You may remember Mork & Mindy, a popular TV show from the late 1970s and early 1980s starring Robin Williams and Pam Dawber. The sitcom was about an alien from the planet Ork who was sent to Earth to observe our primitive society and report back to Orsen, his leader. The series followed the antics of Mork and his human friend, roommate and eventual wife, Mindy. Devoted fans will undoubtedly remember Mork's child like attitude, unusual way of sitting on a chair (upside down), drinking (with his finger) and his signature greeting (Na-nu Na-nu).
We could all learn a thing from Mork when it comes to having an open mind and remembering our childhood days of vivid imagination. Veteran bankers these days may feel a bit alien-like when it comes to the flood of offerings coming from the mobile technology space, but tap into your childhood, open your mind and it may actually be quite interesting to you.
Consider a recent study on mobile payments and fraud that found nearly 67% of respondents actively supported the mobile channel last year, up from 59.9% in 2012. Another 23% said they plan to support mobile by yearend, according to the report from CardNotPresent.com, Kount and The Fraud Practice.
Mobile sales are also becoming a larger percentage of a merchant's business. The number of merchants that earn 20% or more of their business through mobile sales more than doubled to 21% in 2013, according to the report.
It's a good start, but even the staunchest mobile enthusiasts recognize that we're still in the early stages of what mobile has to offer. Today, many potential users are holding back largely due to concerns over fraud risk and information safety. Down the road, however, as organizations clamp down on security and these fears abate, the sky's the limit.
What does this mean for banks? To begin with it means getting started (if you haven't already), on implementing a mobile strategy. Banks need to figure out what's in it for them, how to deliver results and what partners to work with. There's certainly a risk to taking a prolonged wait-and-see approach, and smart banks are in the throes of figuring out a risk-reward balance they can live with.
As you're going through the analysis, consider the potential first-mover advantage. Recent research by Bain & Co. provides some food for thought, particularly in the area of digital wallets, where banks could find themselves successful competing against the likes of Google and others.
Interestingly, in the markets Bain surveyed, consumers said they expect banks to provide their digital wallet and they trust banks more to do this than other types of companies - including retailers, start-ups or related technology providers. Banks could use the trust card to their advantage in developing and marketing their own digital wallet. Not doing so could be a missed opportunity to build customer loyalty, acquire affluent new customers and become the provider of choice, Bain notes.

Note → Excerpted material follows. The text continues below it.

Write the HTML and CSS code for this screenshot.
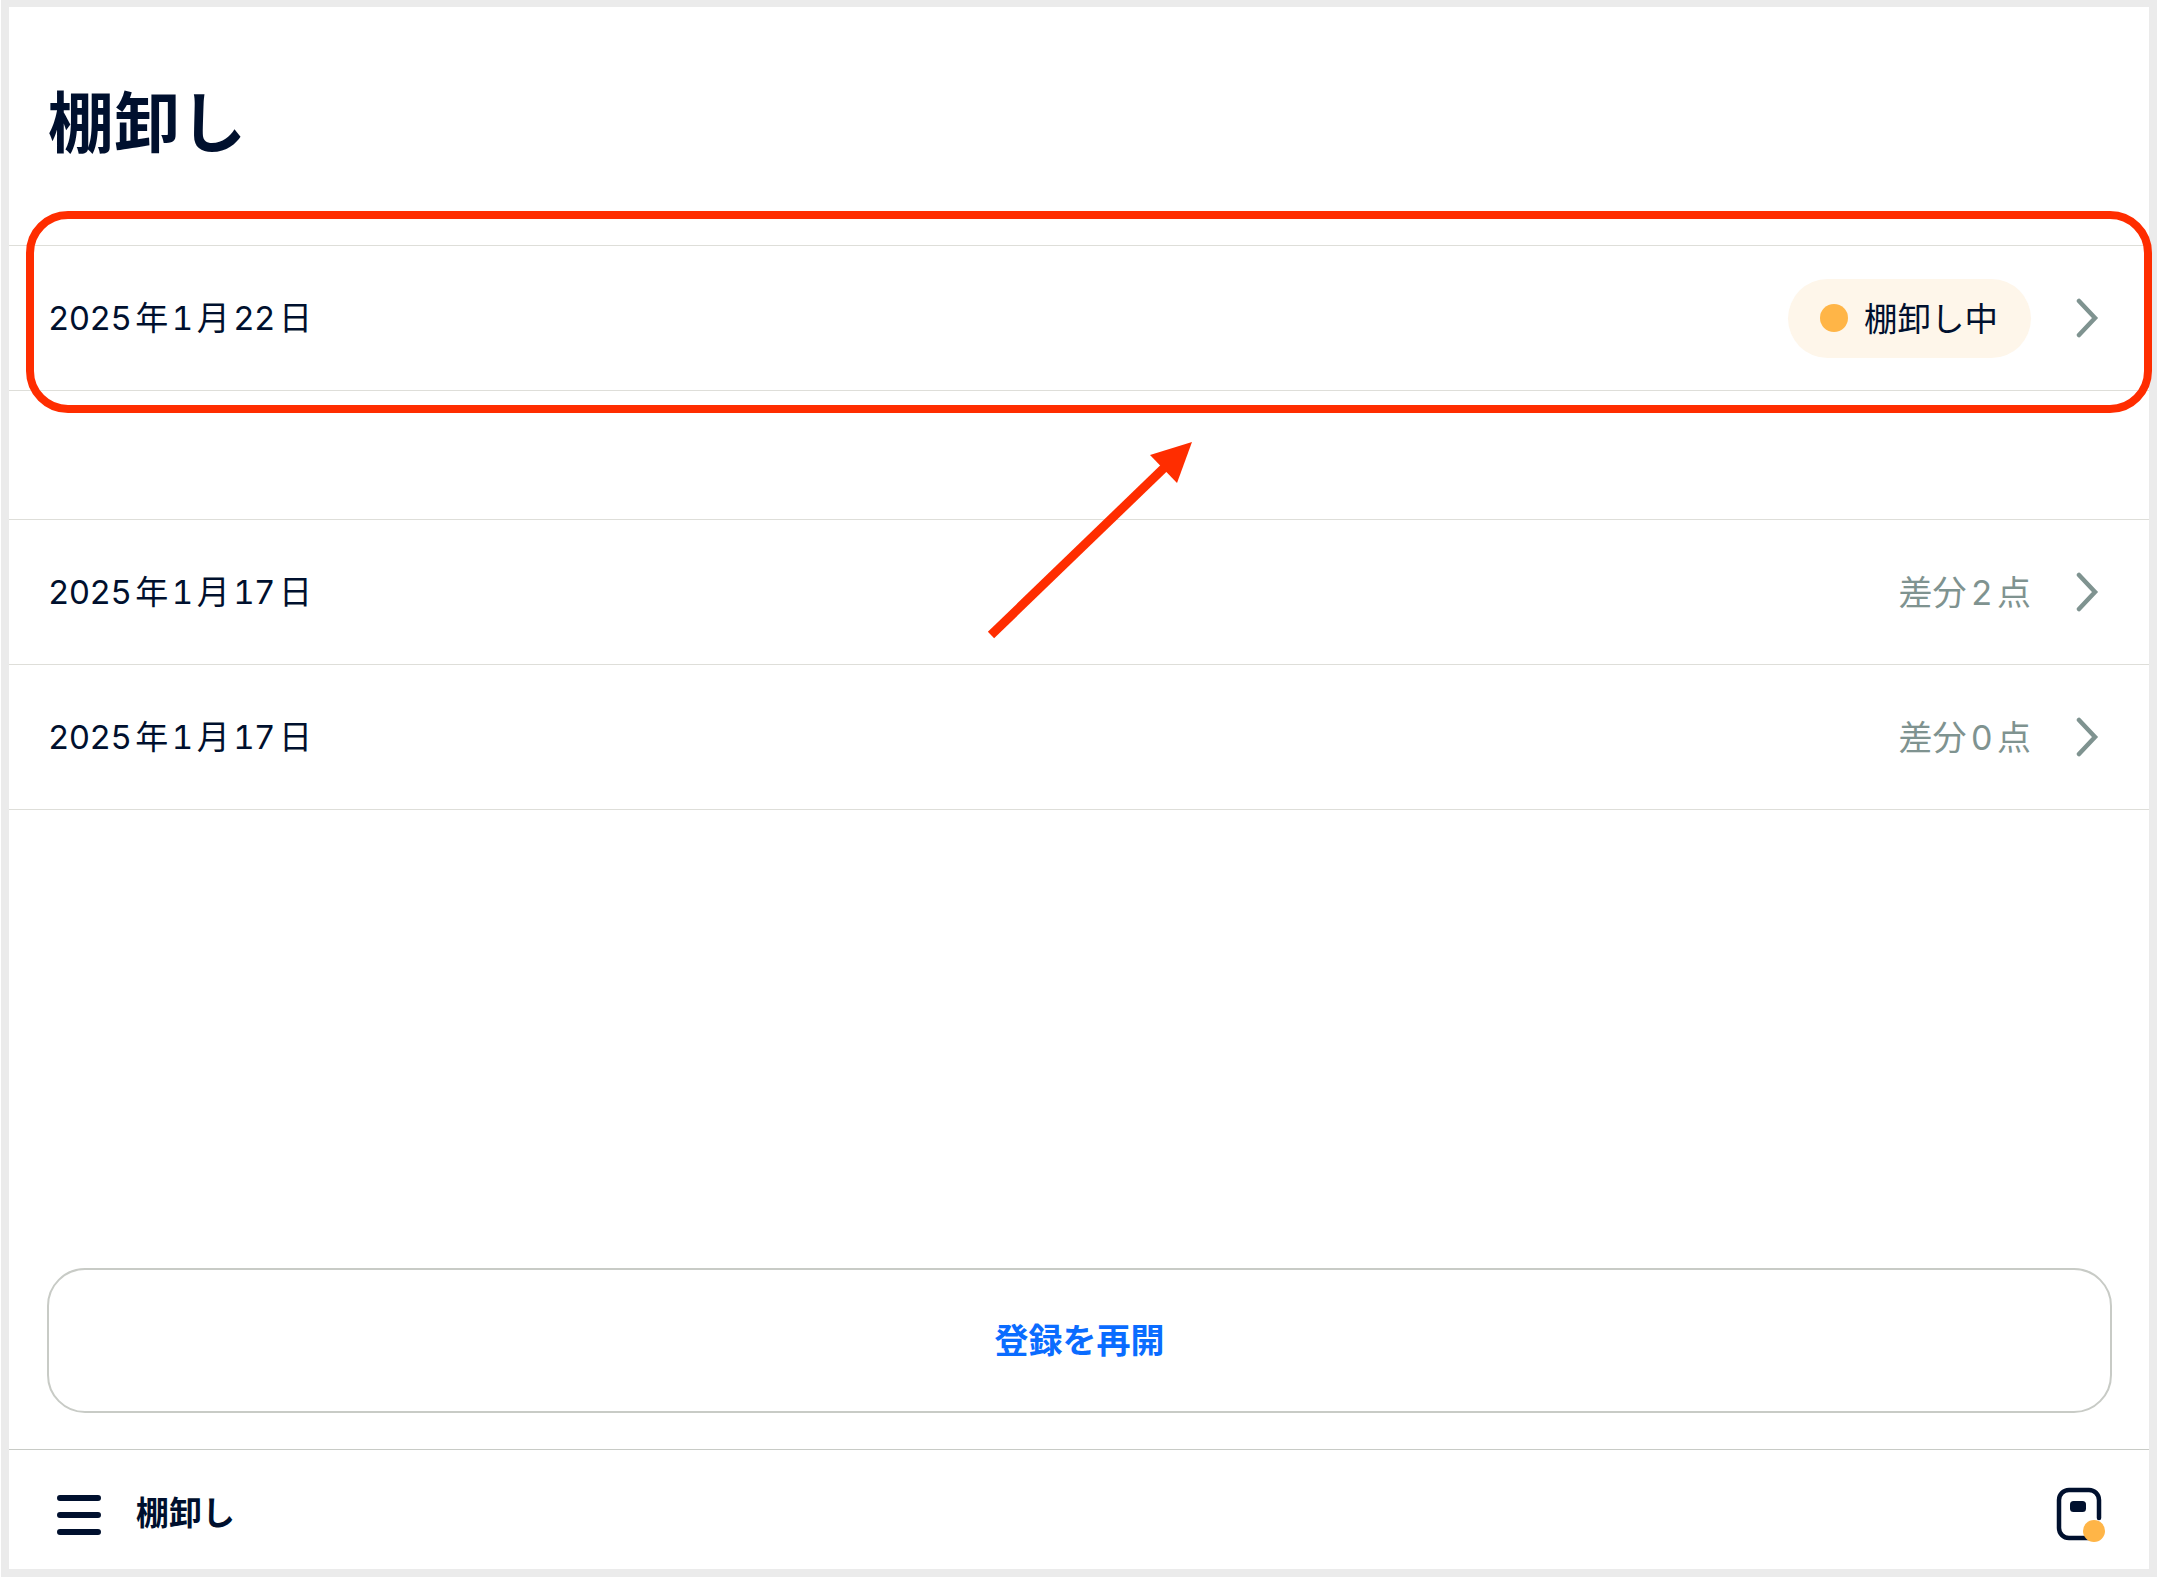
FILE: index.html
```html
<!DOCTYPE html>
<html lang="ja">
<head>
<meta charset="utf-8">
<title>棚卸し</title>
<link rel="stylesheet" href="styles.css">
</head>
<body>
<div class="frame">
  <header class="page-head"><h1 class="page-title">棚卸し</h1></header>
  <section class="list list-current">
    <div class="row">
      <span class="row-date">2025年1月22日</span>
      <span class="pill"><span class="pill-dot"></span><span class="pill-text">棚卸し中</span></span>
      <svg class="chevron" viewBox="0 0 24 40" width="24" height="40"><path d="M4 3 L20 20 L4 37" /></svg>
    </div>
  </section>
  <section class="list list-past">
    <div class="row">
      <span class="row-date">2025年1月17日</span>
      <span class="row-diff">差分2点</span>
      <svg class="chevron" viewBox="0 0 24 40" width="24" height="40"><path d="M4 3 L20 20 L4 37" /></svg>
    </div>
    <div class="row">
      <span class="row-date">2025年1月17日</span>
      <span class="row-diff">差分0点</span>
      <svg class="chevron" viewBox="0 0 24 40" width="24" height="40"><path d="M4 3 L20 20 L4 37" /></svg>
    </div>
  </section>
  <div class="spacer"></div>
  <div class="action"><button class="action-btn">登録を再開</button></div>
  <footer class="footer">
    <svg class="menu-icon" viewBox="0 0 44 40" width="44" height="40"><path d="M3 3H41M3 20H41M3 37H41" /></svg>
    <span class="footer-title">棚卸し</span>
    <svg class="device-icon" viewBox="0 0 56 58" width="56" height="58">
      <path class="device-body" d="M37 52 H14 A10 10 0 0 1 4 42 V14 A10 10 0 0 1 14 4 H34 A10 10 0 0 1 44 14 V32" />
      <rect class="device-key" x="15" y="15" width="16" height="11" rx="3.5" />
      <circle class="device-dot" cx="39" cy="45" r="11" />
    </svg>
  </footer>
</div>
<svg class="annotation" viewBox="0 0 2158 1579" width="2158" height="1579">
  <rect class="note-box" x="30" y="215" width="2118" height="194" rx="38" />
  <path class="note-shaft" d="M991 635 L1165 467" />
  <path class="note-head" d="M1192 442 L1150 455 L1177 483 Z" />
</svg>
</body>
</html>
```
FILE: styles.css
```css
* { box-sizing: border-box; }
html, body { margin: 0; padding: 0; }
body {
  position: relative;
  width: 2158px;
  height: 1579px;
  background: #fff;
  overflow: hidden;
  color: #00102e;
  font-family: Inter, "Noto Sans CJK JP", sans-serif;
  font-variant-numeric: tabular-nums;
  text-autospace: normal;
}
.frame {
  margin-left: 1px;
  width: 2156px;
  height: 1577px;
  border: 8px solid #ebebeb;
  border-top-width: 7px;
  background: #fff;
  display: flex;
  flex-direction: column;
}
.page-head {
  height: 238px;
  flex: none;
  padding: 72px 0 0 39px;
}
.page-title {
  margin: 0;
  font-size: 66px;
  line-height: 88px;
  font-weight: 700;
}
.list { border-top: 1px solid #deded9; flex: none; }
.list-past { margin-top: 128px; }
.row {
  height: 145px;
  border-bottom: 1px solid #deded9;
  padding: 0 50px 0 39px;
  display: flex;
  align-items: center;
}
.row-date {
  flex: 1;
  font-size: 33px;
  letter-spacing: -0.6px;
  padding-bottom: 4px;
}
.pill {
  height: 79px;
  width: 243px;
  border-radius: 40px;
  background: #fef6ea;
  display: flex;
  align-items: center;
  padding-left: 32px;
  gap: 16px;
}
.pill-dot {
  width: 28px;
  height: 28px;
  border-radius: 50%;
  background: #ffb547;
  flex: none;
}
.pill-text { font-size: 33.5px; white-space: nowrap; padding-bottom: 4px; }
.row-diff { font-size: 34px; color: #7f9390; padding-bottom: 4px; }
.chevron { margin-left: 44px; flex: none; }
.chevron path {
  fill: none;
  stroke: #7f9390;
  stroke-width: 4.5;
  stroke-linecap: round;
  stroke-linejoin: miter;
}
.spacer { flex: 1; }
.action { padding: 0 37px 36px 38px; flex: none; }
.action-btn {
  display: block;
  width: 100%;
  height: 145px;
  border: 2px solid #c8cbc6;
  border-radius: 38px;
  background: #fff;
  color: #0a6cff;
  font-family: inherit;
  font-size: 34px;
  font-weight: 700;
  padding: 0 0 4px;
}
.footer {
  height: 120px;
  flex: none;
  border-top: 1px solid #c8cbc6;
  padding: 10px 38px 0 48px;
  display: flex;
  align-items: center;
}
.menu-icon path {
  fill: none;
  stroke: #00102e;
  stroke-width: 6;
  stroke-linecap: round;
}
.footer-title {
  flex: 1;
  margin-left: 35px;
  font-size: 33px;
  font-weight: 700;
  padding-bottom: 8px;
}
.device-body { fill: none; stroke: #00102e; stroke-width: 4.5; stroke-linecap: round; }
.device-key { fill: #00102e; }
.device-dot { fill: #ffb547; }
.annotation {
  position: absolute;
  left: 0;
  top: 0;
  pointer-events: none;
}
.note-box { fill: none; stroke: #ff2d00; stroke-width: 8; }
.note-shaft { fill: none; stroke: #ff2d00; stroke-width: 9; }
.note-head { fill: #ff2d00; }
```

Eventually, it's inevitable that more consumers will turn to mobile and new merchants will come up to speed. By getting a jump start while mobile is in its early stages, banks have an opportunity to define who they are and what they want to be. It needn't take an alien in an egg-shaped spaceship to convince banks that even things that seem completely foreign can eventually take off here on Earth. Enjoy the exploration, have fun imagining what your bank can look like 20 years into the future and enjoy the ride in your own technology rocket ship as you explore the galaxy of technology in banking. Maybe Mork was onto something those many years ago.